Scale-aware Automatic Augmentation for Object Detection

Yukang Chen, Yanwei Li, Tao Kong, Lu Qi, Ruihang Chu, Lei Li, Jiaya Jia

[Paper] [BibTeX]


This project provides the implementation for the CVPR 2021 paper "Scale-aware Automatic Augmentation for Object Detection". Scale-aware AutoAug provides a new search space and search metric to find effective data agumentation policies for object detection. It is implemented on maskrcnn-benchmark and FCOS. Both search and training codes have been released. To facilitate more use, we re-implement the training code based on Detectron2.

Installation

For maskrcnn-benchmark code, please follow INSTALL.md for instruction.

For FCOS code, please follow INSTALL.md for instruction.

For Detectron2 code, please follow INSTALL.md for instruction.

Search

(You can skip this step and directly train on our searched policies.)

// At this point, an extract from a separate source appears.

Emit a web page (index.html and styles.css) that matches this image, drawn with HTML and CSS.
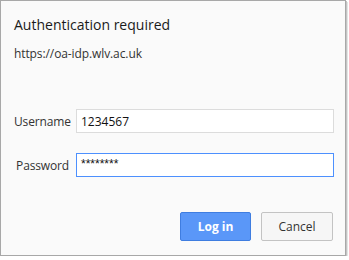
FILE: index.html
```html
<!DOCTYPE html>
<html>
<head>
<meta charset="utf-8">
<link rel="stylesheet" href="styles.css">
</head>
<body>
<div class="dialog">
  <div class="title">Authentication required</div>
  <div class="origin">https://oa-idp.wlv.ac.uk</div>
  <div class="form">
    <label class="label" for="u">Username</label>
    <input class="field" id="u" type="text" value="1234567">
    <label class="label" for="p">Password</label>
    <div class="field focused mask">********</div>
  </div>
  <div class="buttons">
    <button class="btn primary">Log in</button>
    <button class="btn">Cancel</button>
  </div>
</div>
</body>
</html>
```
FILE: styles.css
```css
html, body {
  margin: 0;
  padding: 0;
  background: #ffffff;
}
body {
  font-family: "Open Sans", "Noto Sans", sans-serif;
  font-size: 12px;
  color: #222;
}
.dialog {
  box-sizing: border-box;
  width: 346px;
  height: 256px;
  border: 1px solid #a8a8a8;
  background: #fafafa;
  box-shadow: 1px 1px 0 #c4c4c4, 2px 2px 0 #e4e4e4;
  padding: 14px 11px 0 13px;
  display: flex;
  flex-direction: column;
}
.title {
  font-size: 14px;
  line-height: 20px;
  color: #1a1a1a;
}
.origin {
  margin-top: 11px;
  line-height: 16px;
  color: #333;
  letter-spacing: -0.1px;
}
.form {
  margin-top: 47px;
  display: grid;
  grid-template-columns: 55px 1fr;
  column-gap: 7px;
  row-gap: 20px;
  align-items: center;
}
.label {
  text-align: right;
  color: #333;
  letter-spacing: -0.15px;
}
.field {
  box-sizing: border-box;
  height: 24px;
  margin: 0;
  border: 1px solid #dcdcdc;
  background: #fff;
  padding: 0 4px;
  font-family: inherit;
  font-size: 12px;
  color: #111;
  line-height: 22px;
  outline: none;
}
.focused {
  border-color: #4d90fe;
}
.mask {
  font-family: "Liberation Sans", Arial, sans-serif;
  line-height: 20px;
}
.buttons {
  margin-top: 35px;
  display: flex;
  justify-content: flex-end;
  gap: 10px;
  padding-right: 1px;
}
.btn {
  box-sizing: border-box;
  width: 72px;
  height: 29px;
  border: 1px solid #c3c3c3;
  border-radius: 2px;
  background: #f6f6f6;
  color: #333;
  font-family: inherit;
  font-size: 12px;
  padding: 0;
}
.primary {
  width: 71px;
  background: #5a97f8;
  border-color: #3f7de0;
  color: #fff;
  font-weight: bold;
}
```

To search with 8 GPUs, run:

cd /path/to/SA-AutoAug/maskrcnn-benchmark
export NGPUS=8
python3 -m torch.distributed.launch --nproc_per_node=$NGPUS tools/search.py --config-file configs/SA_AutoAug/retinanet_R-50-FPN_search.yaml OURPUT_DIR /path/to/searchlog_dir

Since we finetune on an existing baseline model during search, a baseline model is needed. You can download this model for search, or you can use other Retinanet baseline model trained by yourself.

Training

To train the searched policies on maskrcnn-benchmark (FCOS)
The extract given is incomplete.